- _Input rows_:
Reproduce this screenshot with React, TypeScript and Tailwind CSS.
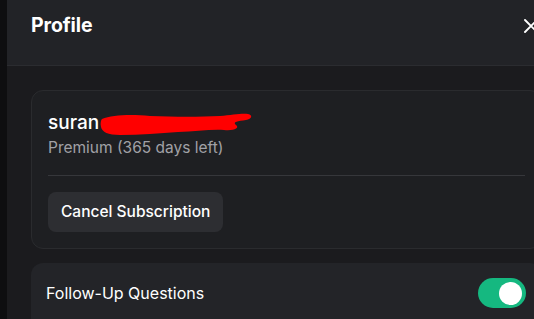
import React from "react";

export default function App() {
  return (
    <div
      className="w-[534px] h-[319px] overflow-hidden flex bg-[#0e0e10]"
      style={{ fontFamily: "Inter, 'Noto Sans', sans-serif" }}
    >
      <div className="w-[7px] shrink-0 bg-[#0e0e10]" />
      <div className="w-[559px] shrink-0 flex flex-col bg-[#1b1b1e]">
        <div className="h-[66px] shrink-0 flex items-start justify-between pl-[24px] pr-[27px] pt-[14px] bg-[#222327] border-b border-[#2b2c30]">
          <div className="h-[24px] flex items-center">
            <h2 className="text-[19.5px] font-bold text-white leading-none tracking-[-0.1px]">Profile</h2>
          </div>
          <div className="h-[24px] flex items-center">
            <svg width="16" height="16" viewBox="0 0 16 16" className="text-white">
              <path d="M2 2 L14 14 M14 2 L2 14" stroke="currentColor" strokeWidth="1.9" strokeLinecap="round" />
            </svg>
          </div>
        </div>
        <div className="flex flex-col gap-[14px] px-[24px] pt-[24px]">
          <div className="rounded-[12px] border border-[#2a2b2e] bg-[#1e1f22] px-[16px] pt-[19px] pb-[16px]">
            <div className="relative text-[19px] font-medium text-white leading-[26px]">
              suran
              <svg
                className="absolute left-[52px] top-[2px]"
                width="154"
                height="24"
                viewBox="0 0 154 24"
              >
                <path
                  d="M2 7 C12 3 30 2 50 4 C75 5 100 5 120 4 C132 3 142 1 148 2 C153 3 152 7 146 8 C138 9 132 10 136 13 C140 16 134 19 124 18 C110 17 95 20 78 20 C60 21 40 23 20 23 C8 23 2 20 1 15 C0 11 1 8 2 7 Z"
                  fill="#ff0000"
                />
              </svg>
            </div>
            <div className="text-[15.5px] text-[#a1a1a6] leading-[22px] mt-[1px]">Premium (365 days left)</div>
            <div className="h-px bg-[#36373b] mt-[16px] mb-[16px]" />
            <button className="h-[40px] px-[13px] rounded-[8px] bg-[#2d2e32] text-[15.5px] font-medium text-white">
              Cancel Subscription
            </button>
          </div>
          <div className="rounded-[12px] bg-[#232428] pl-[15px] pr-[16px] h-[70px] flex items-start justify-between pt-[15px]">
            <span className="text-[16px] font-normal text-white leading-[30px]">Follow-Up Questions</span>
            <div className="w-[48px] h-[30px] rounded-full bg-[#15b880] flex items-center justify-end pr-[4px]">
              <div className="w-[23px] h-[23px] rounded-full bg-white" />
            </div>
          </div>
        </div>
      </div>
    </div>
  );
}
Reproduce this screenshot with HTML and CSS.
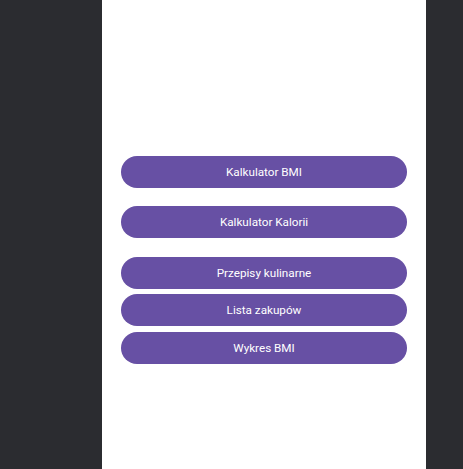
FILE: index.html
```html
<!DOCTYPE html>
<html lang="pl">
<head>
<meta charset="utf-8">
<link rel="stylesheet" href="styles.css">
</head>
<body>
<div class="screen">
  <div class="menu">
    <button class="btn gap-lg">Kalkulator BMI</button>
    <button class="btn gap-lg2">Kalkulator Kalorii</button>
    <button class="btn gap-sm">Przepisy kulinarne</button>
    <button class="btn gap-sm2">Lista zakupów</button>
    <button class="btn">Wykres BMI</button>
  </div>
</div>
</body>
</html>
```
FILE: styles.css
```css
html, body {
  margin: 0;
  padding: 0;
  height: 100%;
}
body {
  background: #2b2c30;
  font-family: Roboto, "Noto Sans", sans-serif;
}
.screen {
  margin-left: 102px;
  width: 324px;
  height: 469px;
  background: #ffffff;
  box-sizing: border-box;
  padding: 156px 19px 0 19px;
}
.menu {
  display: flex;
  flex-direction: column;
}
.btn {
  height: 32px;
  border: none;
  border-radius: 16px;
  background: #6750a4;
  color: #ffffff;
  font-family: Roboto, "Noto Sans", sans-serif;
  font-size: 11.7px;
  font-weight: 400;
  letter-spacing: 0;
  padding: 0;
  margin: 0;
}
.gap-lg { margin-bottom: 18px; }
.gap-lg2 { margin-bottom: 18.7px; }
.gap-sm { margin-bottom: 5.6px; }
.gap-sm2 { margin-bottom: 5.4px; }
```
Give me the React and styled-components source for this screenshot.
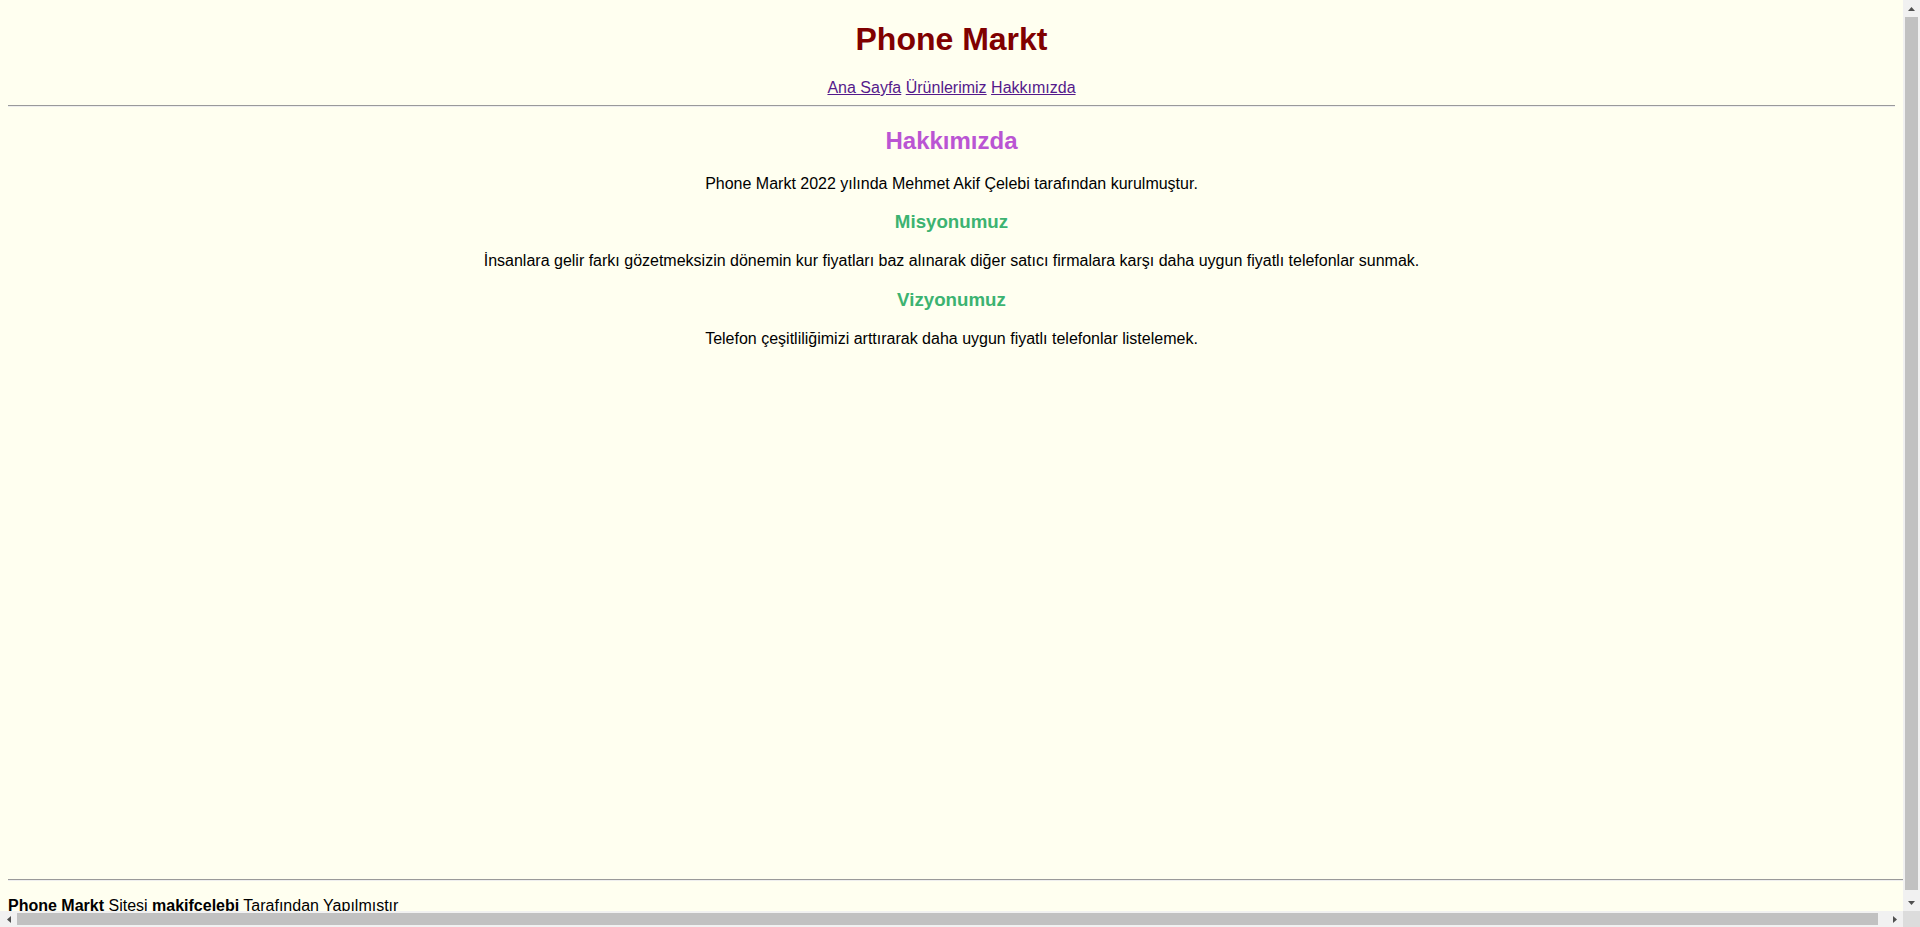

- _Exercise goal_: All of the lines above should be retyped precisely, apart from the pictures.

- _Result of this task_:
Reproduce this screenshot with React, TypeScript and Tailwind CSS.
import React from "react";

export default function App() {
  return (
    <div
      className="w-[534px] h-[319px] overflow-hidden flex bg-[#0e0e10]"
      style={{ fontFamily: "Inter, 'Noto Sans', sans-serif" }}
    >
      <div className="w-[7px] shrink-0 bg-[#0e0e10]" />
      <div className="w-[559px] shrink-0 flex flex-col bg-[#1b1b1e]">
        <div className="h-[66px] shrink-0 flex items-start justify-between pl-[24px] pr-[27px] pt-[14px] bg-[#222327] border-b border-[#2b2c30]">
          <div className="h-[24px] flex items-center">
            <h2 className="text-[19.5px] font-bold text-white leading-none tracking-[-0.1px]">Profile</h2>
          </div>
          <div className="h-[24px] flex items-center">
            <svg width="16" height="16" viewBox="0 0 16 16" className="text-white">
              <path d="M2 2 L14 14 M14 2 L2 14" stroke="currentColor" strokeWidth="1.9" strokeLinecap="round" />
            </svg>
          </div>
        </div>
        <div className="flex flex-col gap-[14px] px-[24px] pt-[24px]">
          <div className="rounded-[12px] border border-[#2a2b2e] bg-[#1e1f22] px-[16px] pt-[19px] pb-[16px]">
            <div className="relative text-[19px] font-medium text-white leading-[26px]">
              suran
              <svg
                className="absolute left-[52px] top-[2px]"
                width="154"
                height="24"
                viewBox="0 0 154 24"
              >
                <path
                  d="M2 7 C12 3 30 2 50 4 C75 5 100 5 120 4 C132 3 142 1 148 2 C153 3 152 7 146 8 C138 9 132 10 136 13 C140 16 134 19 124 18 C110 17 95 20 78 20 C60 21 40 23 20 23 C8 23 2 20 1 15 C0 11 1 8 2 7 Z"
                  fill="#ff0000"
                />
              </svg>
            </div>
            <div className="text-[15.5px] text-[#a1a1a6] leading-[22px] mt-[1px]">Premium (365 days left)</div>
            <div className="h-px bg-[#36373b] mt-[16px] mb-[16px]" />
            <button className="h-[40px] px-[13px] rounded-[8px] bg-[#2d2e32] text-[15.5px] font-medium text-white">
              Cancel Subscription
            </button>
          </div>
          <div className="rounded-[12px] bg-[#232428] pl-[15px] pr-[16px] h-[70px] flex items-start justify-between pt-[15px]">
            <span className="text-[16px] font-normal text-white leading-[30px]">Follow-Up Questions</span>
            <div className="w-[48px] h-[30px] rounded-full bg-[#15b880] flex items-center justify-end pr-[4px]">
              <div className="w-[23px] h-[23px] rounded-full bg-white" />
            </div>
          </div>
        </div>
      </div>
    </div>
  );
}
Reproduce this screenshot with HTML and CSS.
FILE: index.html
```html
<!DOCTYPE html>
<html lang="pl">
<head>
<meta charset="utf-8">
<link rel="stylesheet" href="styles.css">
</head>
<body>
<div class="screen">
  <div class="menu">
    <button class="btn gap-lg">Kalkulator BMI</button>
    <button class="btn gap-lg2">Kalkulator Kalorii</button>
    <button class="btn gap-sm">Przepisy kulinarne</button>
    <button class="btn gap-sm2">Lista zakupów</button>
    <button class="btn">Wykres BMI</button>
  </div>
</div>
</body>
</html>
```
FILE: styles.css
```css
html, body {
  margin: 0;
  padding: 0;
  height: 100%;
}
body {
  background: #2b2c30;
  font-family: Roboto, "Noto Sans", sans-serif;
}
.screen {
  margin-left: 102px;
  width: 324px;
  height: 469px;
  background: #ffffff;
  box-sizing: border-box;
  padding: 156px 19px 0 19px;
}
.menu {
  display: flex;
  flex-direction: column;
}
.btn {
  height: 32px;
  border: none;
  border-radius: 16px;
  background: #6750a4;
  color: #ffffff;
  font-family: Roboto, "Noto Sans", sans-serif;
  font-size: 11.7px;
  font-weight: 400;
  letter-spacing: 0;
  padding: 0;
  margin: 0;
}
.gap-lg { margin-bottom: 18px; }
.gap-lg2 { margin-bottom: 18.7px; }
.gap-sm { margin-bottom: 5.6px; }
.gap-sm2 { margin-bottom: 5.4px; }
```
Give me the React and styled-components source for this screenshot.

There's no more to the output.